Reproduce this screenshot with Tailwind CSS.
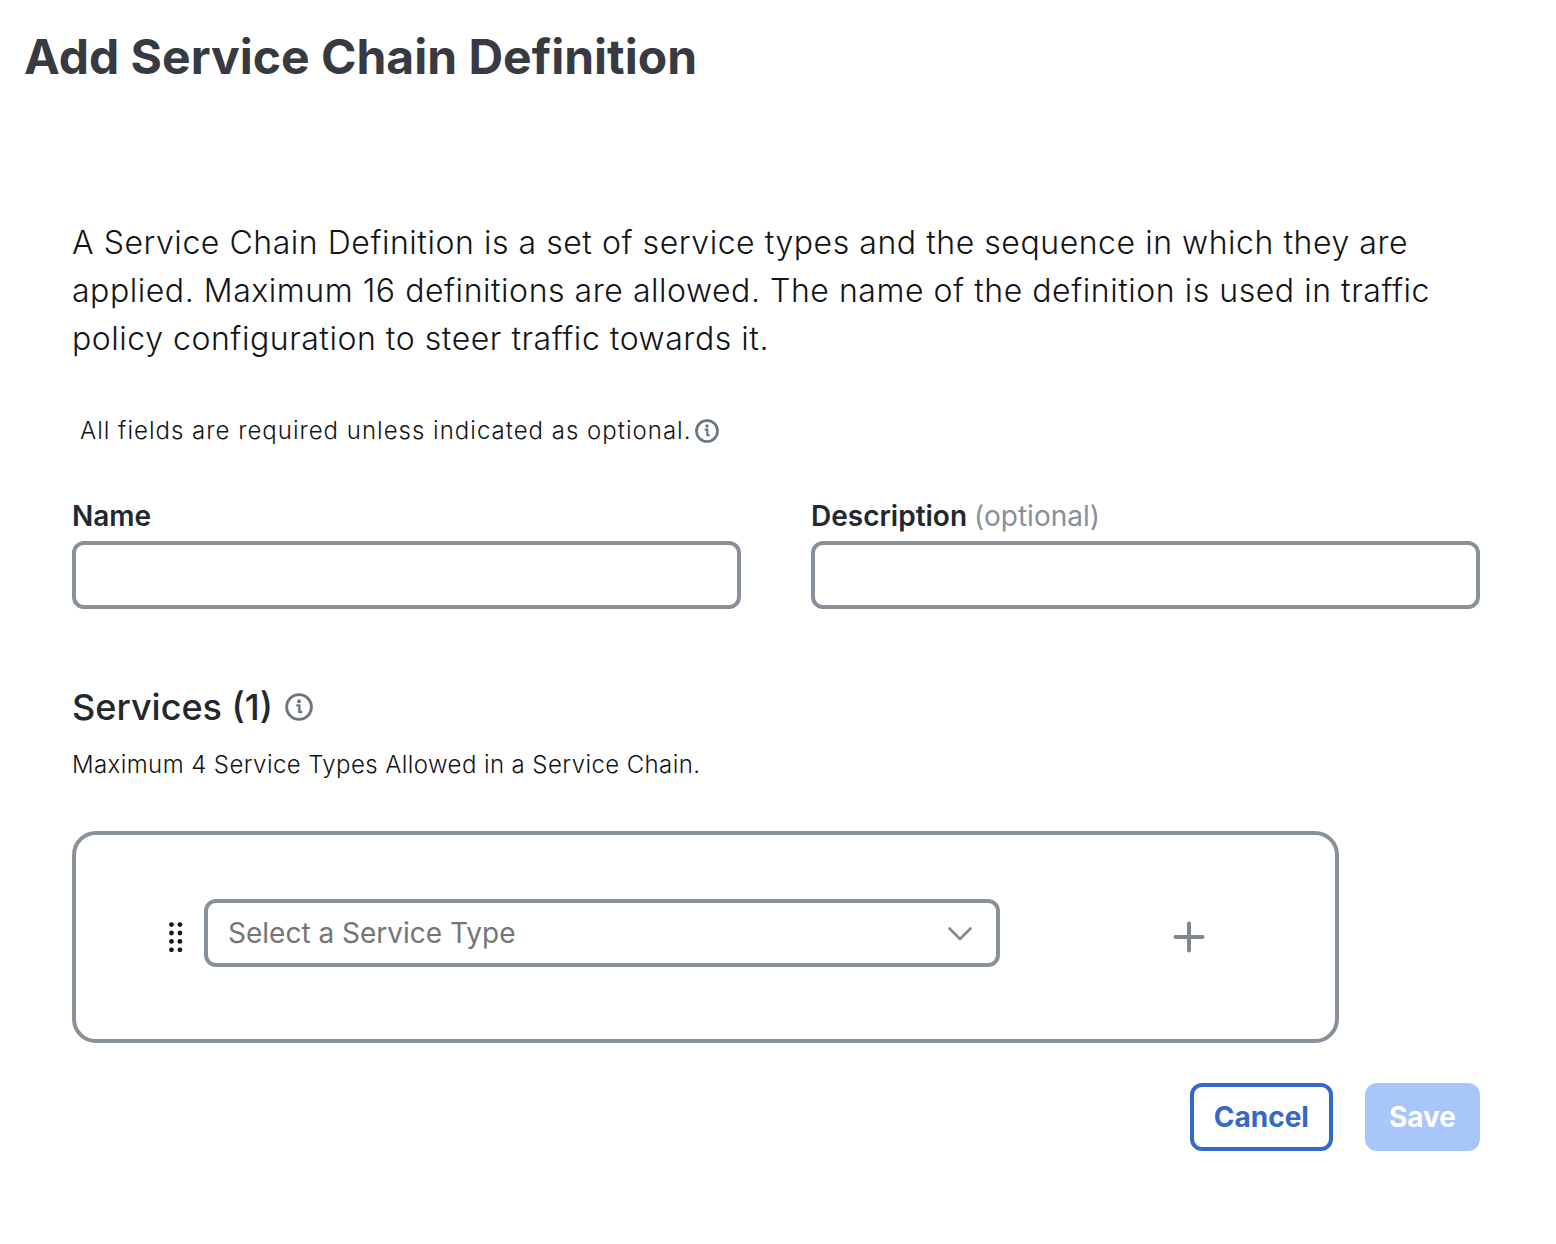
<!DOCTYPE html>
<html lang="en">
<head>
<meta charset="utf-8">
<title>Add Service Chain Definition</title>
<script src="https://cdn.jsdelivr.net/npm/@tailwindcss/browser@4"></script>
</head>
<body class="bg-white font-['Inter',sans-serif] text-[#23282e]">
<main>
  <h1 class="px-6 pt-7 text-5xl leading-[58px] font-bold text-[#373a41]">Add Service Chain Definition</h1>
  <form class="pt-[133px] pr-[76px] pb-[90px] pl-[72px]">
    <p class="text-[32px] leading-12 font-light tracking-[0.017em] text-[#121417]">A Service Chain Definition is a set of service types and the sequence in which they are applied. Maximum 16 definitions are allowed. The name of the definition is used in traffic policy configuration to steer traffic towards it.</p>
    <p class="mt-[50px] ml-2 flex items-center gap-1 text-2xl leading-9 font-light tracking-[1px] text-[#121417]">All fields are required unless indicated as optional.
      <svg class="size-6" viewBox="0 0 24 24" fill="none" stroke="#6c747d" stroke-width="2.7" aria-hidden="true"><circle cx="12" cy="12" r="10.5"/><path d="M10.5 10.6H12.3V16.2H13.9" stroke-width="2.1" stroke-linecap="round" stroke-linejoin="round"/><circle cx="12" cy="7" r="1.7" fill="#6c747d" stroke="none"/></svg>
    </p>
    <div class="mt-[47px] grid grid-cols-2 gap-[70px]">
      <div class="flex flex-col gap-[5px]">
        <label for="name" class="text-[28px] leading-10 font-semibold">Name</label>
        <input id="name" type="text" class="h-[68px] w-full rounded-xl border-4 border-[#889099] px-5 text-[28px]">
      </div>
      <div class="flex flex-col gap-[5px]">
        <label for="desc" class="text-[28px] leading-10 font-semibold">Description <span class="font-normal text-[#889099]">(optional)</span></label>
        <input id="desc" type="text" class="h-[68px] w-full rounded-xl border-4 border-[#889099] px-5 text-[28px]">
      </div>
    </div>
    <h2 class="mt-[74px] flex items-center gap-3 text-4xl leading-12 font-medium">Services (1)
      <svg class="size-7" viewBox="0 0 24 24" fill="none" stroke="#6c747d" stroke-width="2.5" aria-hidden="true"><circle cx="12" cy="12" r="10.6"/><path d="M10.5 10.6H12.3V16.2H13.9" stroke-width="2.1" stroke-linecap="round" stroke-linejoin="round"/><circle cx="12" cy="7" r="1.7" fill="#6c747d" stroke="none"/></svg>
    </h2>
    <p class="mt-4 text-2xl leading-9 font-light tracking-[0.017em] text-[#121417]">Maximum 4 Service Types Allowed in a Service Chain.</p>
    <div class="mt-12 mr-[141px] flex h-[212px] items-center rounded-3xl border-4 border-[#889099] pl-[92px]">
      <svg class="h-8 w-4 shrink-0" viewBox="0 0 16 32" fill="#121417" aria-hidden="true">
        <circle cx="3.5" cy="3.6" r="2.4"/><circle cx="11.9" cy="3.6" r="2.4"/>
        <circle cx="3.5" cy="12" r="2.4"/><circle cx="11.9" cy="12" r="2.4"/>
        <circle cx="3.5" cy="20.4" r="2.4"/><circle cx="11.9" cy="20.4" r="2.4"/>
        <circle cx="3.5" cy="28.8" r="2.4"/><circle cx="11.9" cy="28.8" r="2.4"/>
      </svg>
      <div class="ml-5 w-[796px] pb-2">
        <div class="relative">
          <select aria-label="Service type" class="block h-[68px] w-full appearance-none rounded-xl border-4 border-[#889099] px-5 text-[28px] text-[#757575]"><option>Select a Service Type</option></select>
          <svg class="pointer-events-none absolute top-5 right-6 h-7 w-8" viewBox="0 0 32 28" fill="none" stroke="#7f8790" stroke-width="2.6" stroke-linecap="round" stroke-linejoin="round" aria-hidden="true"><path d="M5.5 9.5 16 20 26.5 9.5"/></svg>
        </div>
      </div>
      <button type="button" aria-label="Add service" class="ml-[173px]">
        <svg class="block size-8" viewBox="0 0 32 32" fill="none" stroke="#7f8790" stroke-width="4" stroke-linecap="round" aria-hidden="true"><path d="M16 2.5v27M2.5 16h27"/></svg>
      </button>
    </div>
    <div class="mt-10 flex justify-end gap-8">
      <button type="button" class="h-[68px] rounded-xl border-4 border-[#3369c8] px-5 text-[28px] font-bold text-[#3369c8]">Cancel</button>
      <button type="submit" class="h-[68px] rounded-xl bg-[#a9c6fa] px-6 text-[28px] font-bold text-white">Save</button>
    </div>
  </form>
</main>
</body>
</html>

=== Task instructions ===
Restate the full listing verbatim and drop every picture.

=== Finished task ===
Reproduce this screenshot with Tailwind CSS.
<!DOCTYPE html>
<html lang="en">
<head>
<meta charset="utf-8">
<title>Add Service Chain Definition</title>
<script src="https://cdn.jsdelivr.net/npm/@tailwindcss/browser@4"></script>
</head>
<body class="bg-white font-['Inter',sans-serif] text-[#23282e]">
<main>
  <h1 class="px-6 pt-7 text-5xl leading-[58px] font-bold text-[#373a41]">Add Service Chain Definition</h1>
  <form class="pt-[133px] pr-[76px] pb-[90px] pl-[72px]">
    <p class="text-[32px] leading-12 font-light tracking-[0.017em] text-[#121417]">A Service Chain Definition is a set of service types and the sequence in which they are applied. Maximum 16 definitions are allowed. The name of the definition is used in traffic policy configuration to steer traffic towards it.</p>
    <p class="mt-[50px] ml-2 flex items-center gap-1 text-2xl leading-9 font-light tracking-[1px] text-[#121417]">All fields are required unless indicated as optional.
      <svg class="size-6" viewBox="0 0 24 24" fill="none" stroke="#6c747d" stroke-width="2.7" aria-hidden="true"><circle cx="12" cy="12" r="10.5"/><path d="M10.5 10.6H12.3V16.2H13.9" stroke-width="2.1" stroke-linecap="round" stroke-linejoin="round"/><circle cx="12" cy="7" r="1.7" fill="#6c747d" stroke="none"/></svg>
    </p>
    <div class="mt-[47px] grid grid-cols-2 gap-[70px]">
      <div class="flex flex-col gap-[5px]">
        <label for="name" class="text-[28px] leading-10 font-semibold">Name</label>
        <input id="name" type="text" class="h-[68px] w-full rounded-xl border-4 border-[#889099] px-5 text-[28px]">
      </div>
      <div class="flex flex-col gap-[5px]">
        <label for="desc" class="text-[28px] leading-10 font-semibold">Description <span class="font-normal text-[#889099]">(optional)</span></label>
        <input id="desc" type="text" class="h-[68px] w-full rounded-xl border-4 border-[#889099] px-5 text-[28px]">
      </div>
    </div>
    <h2 class="mt-[74px] flex items-center gap-3 text-4xl leading-12 font-medium">Services (1)
      <svg class="size-7" viewBox="0 0 24 24" fill="none" stroke="#6c747d" stroke-width="2.5" aria-hidden="true"><circle cx="12" cy="12" r="10.6"/><path d="M10.5 10.6H12.3V16.2H13.9" stroke-width="2.1" stroke-linecap="round" stroke-linejoin="round"/><circle cx="12" cy="7" r="1.7" fill="#6c747d" stroke="none"/></svg>
    </h2>
    <p class="mt-4 text-2xl leading-9 font-light tracking-[0.017em] text-[#121417]">Maximum 4 Service Types Allowed in a Service Chain.</p>
    <div class="mt-12 mr-[141px] flex h-[212px] items-center rounded-3xl border-4 border-[#889099] pl-[92px]">
      <svg class="h-8 w-4 shrink-0" viewBox="0 0 16 32" fill="#121417" aria-hidden="true">
        <circle cx="3.5" cy="3.6" r="2.4"/><circle cx="11.9" cy="3.6" r="2.4"/>
        <circle cx="3.5" cy="12" r="2.4"/><circle cx="11.9" cy="12" r="2.4"/>
        <circle cx="3.5" cy="20.4" r="2.4"/><circle cx="11.9" cy="20.4" r="2.4"/>
        <circle cx="3.5" cy="28.8" r="2.4"/><circle cx="11.9" cy="28.8" r="2.4"/>
      </svg>
      <div class="ml-5 w-[796px] pb-2">
        <div class="relative">
          <select aria-label="Service type" class="block h-[68px] w-full appearance-none rounded-xl border-4 border-[#889099] px-5 text-[28px] text-[#757575]"><option>Select a Service Type</option></select>
          <svg class="pointer-events-none absolute top-5 right-6 h-7 w-8" viewBox="0 0 32 28" fill="none" stroke="#7f8790" stroke-width="2.6" stroke-linecap="round" stroke-linejoin="round" aria-hidden="true"><path d="M5.5 9.5 16 20 26.5 9.5"/></svg>
        </div>
      </div>
      <button type="button" aria-label="Add service" class="ml-[173px]">
        <svg class="block size-8" viewBox="0 0 32 32" fill="none" stroke="#7f8790" stroke-width="4" stroke-linecap="round" aria-hidden="true"><path d="M16 2.5v27M2.5 16h27"/></svg>
      </button>
    </div>
    <div class="mt-10 flex justify-end gap-8">
      <button type="button" class="h-[68px] rounded-xl border-4 border-[#3369c8] px-5 text-[28px] font-bold text-[#3369c8]">Cancel</button>
      <button type="submit" class="h-[68px] rounded-xl bg-[#a9c6fa] px-6 text-[28px] font-bold text-white">Save</button>
    </div>
  </form>
</main>
</body>
</html>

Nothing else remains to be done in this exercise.